In fact, Labatt Brewing Co. Ltd., the Canadian division of InBev, is launching another personalized campaign this week. The "Remember When?" Facebook app allows people to create personalized videos of the year that was, sharing it with their friends on Facebook leading up to New Year's Eve. The app gives the tools needed to create a slide show from personal Facebook and Instagram photos from the past year, set to music by Canadian artists, with personalized messages – capped off with Alexander Keith's logo and its slogan, "Made to Share."

"To connect with consumers at an emotional level, in a very real way, is something we're trying to do. We can do that in a mass way through TV, but digital allows us to do something much more personal, and that's what excites me as a marketer," said Arielle Loeb, marketing director for high-end premium brands at Labatt.

This month, Wrigley Canada launched the latest in its surreal Skittles campaigns; called "Create the Rainbow," it allows visitors to build their own Skittles commercial and ends with the tagline: "[Your name] the rainbow.
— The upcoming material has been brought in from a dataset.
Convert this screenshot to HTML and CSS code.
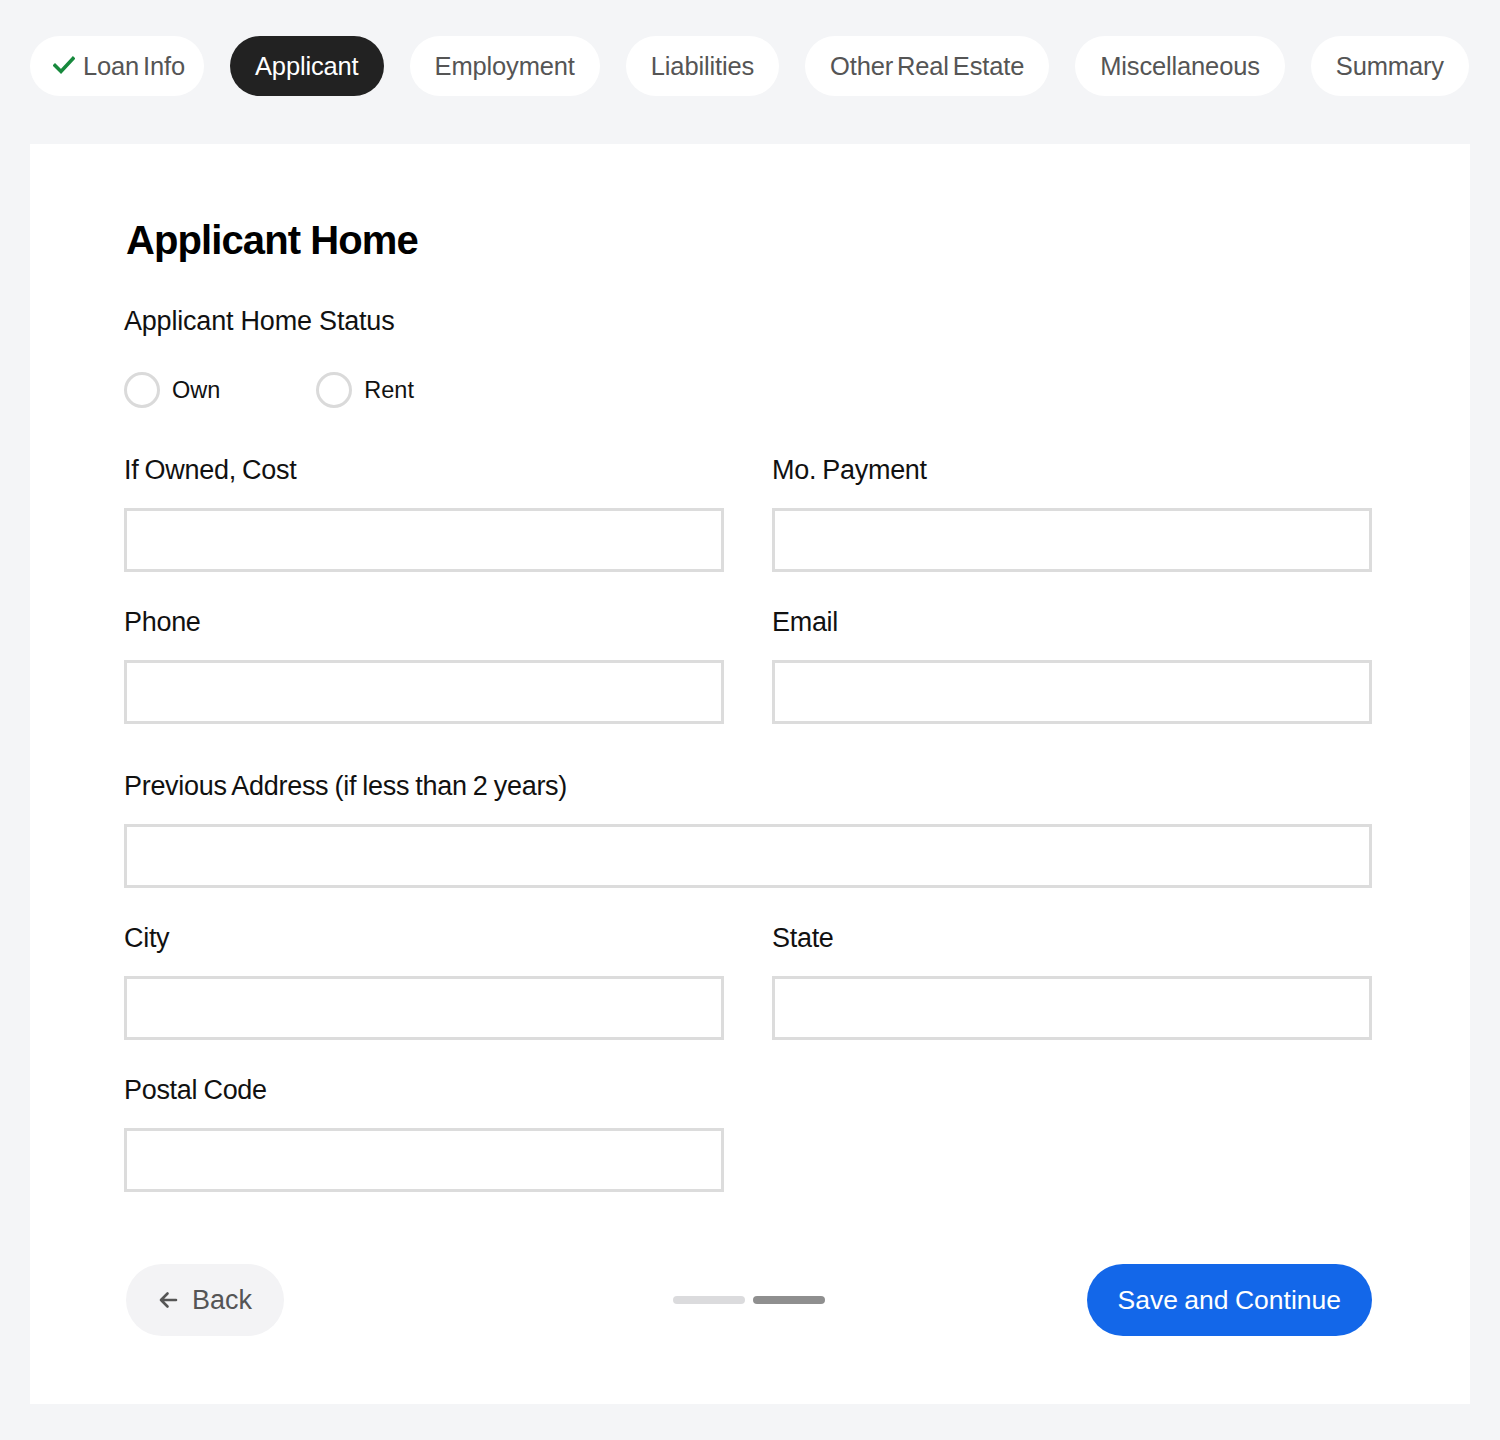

Taste the rainbow." Five days into the campaign, more than 800 videos had been created on the site.

"It's giving them the opportunity to create their own funny … and they have the opportunity to share it [online]. I think they feel more ownership of it. So they're more likely to increase that engagement," said Carlos Moreno, co-executive creative director at BBDO Toronto.

This type of campaign is particularly tailored to the holiday season, with a digital take on the traditional Christmas card. But it is expanding at all seasons.

In November, things got awkward in a ballroom at the Westin Harbour Castle hotel in Toronto, with audible grumbles heard as agency Lowe Roche was called to the stage over and over to claim an armful of Canadian Marketing Association awards for its personalized campaign for O.B. tampons. In 2010, a distribution problem meant the tampons disappeared from stores. So the company sent an e-mail to its database, linking to a video with a man singing a personalized apology.

The video racked up more than 46 million views, and in the six months following the campaign O.B. saw a 2.6-per-cent increase in its share of sales in the segment.

When the brand decided to bring back its ultra absorbency tampons, which had been discontinued since 2010, it decided on another personal campaign. This month, the Endless Celebration website launched, with a series of bizarre short videos to celebrate the relaunch and offer coupons. A swordsman named Bolero makes a sculpture of himself with the viewer's name on the base; an elderly cheerleader spells out the name in a cheer; and it is shaved into a break dancer's hair, among 47 other videos.

"We wanted to build on the shoulders of the success that we had last year. … We knew that the personalization of it had a lot to do with that success," said Lowe Roche CEO Monica Ruffo.

Of course, personalization goes back to direct-mail marketing techniques, but as technology develops, it is now possible to personalize in more interesting, and far more cost-effective ways.

That opens the door to marketers' growing use of data to better target ads to exactly the consumers they want to reach. But it also increases consumers' demand to see advertising that is relevant to them. Not too far in the future, Ms. Ruffo expects to see more campaigns that would ask people to approve the use of Facebook data and then churn out an ad based on a person's likes.

Mitch Joel, a digital marketing expert and president of Montreal-based agency Twist Image, predicts there will be more targeted pricing, where a price could change for a product based on the income and lifestyle of the person to whom it is advertised.

"We're hearing that the chief marketing officer will be spending more on technology than the IT department does very soon," Mr. Joel said. "… We're headed into a mass era of personalization."

The danger exists, however, that just like the your-name-here introductions on junk mail, consumers could soon be inundated with so much personalization in digital campaigns that it no longer stands out. The pressure, then, will be to make ever more targeted, relevant and useful ads.

"If we can speak to everyone in the most compelling unique way possible, we want to do that. … As technology evolves we'll do so much more of it," Ms. Ruffo said. "The more I know about you, the more I can speak to you about the things you want to hear, the way you want, the better."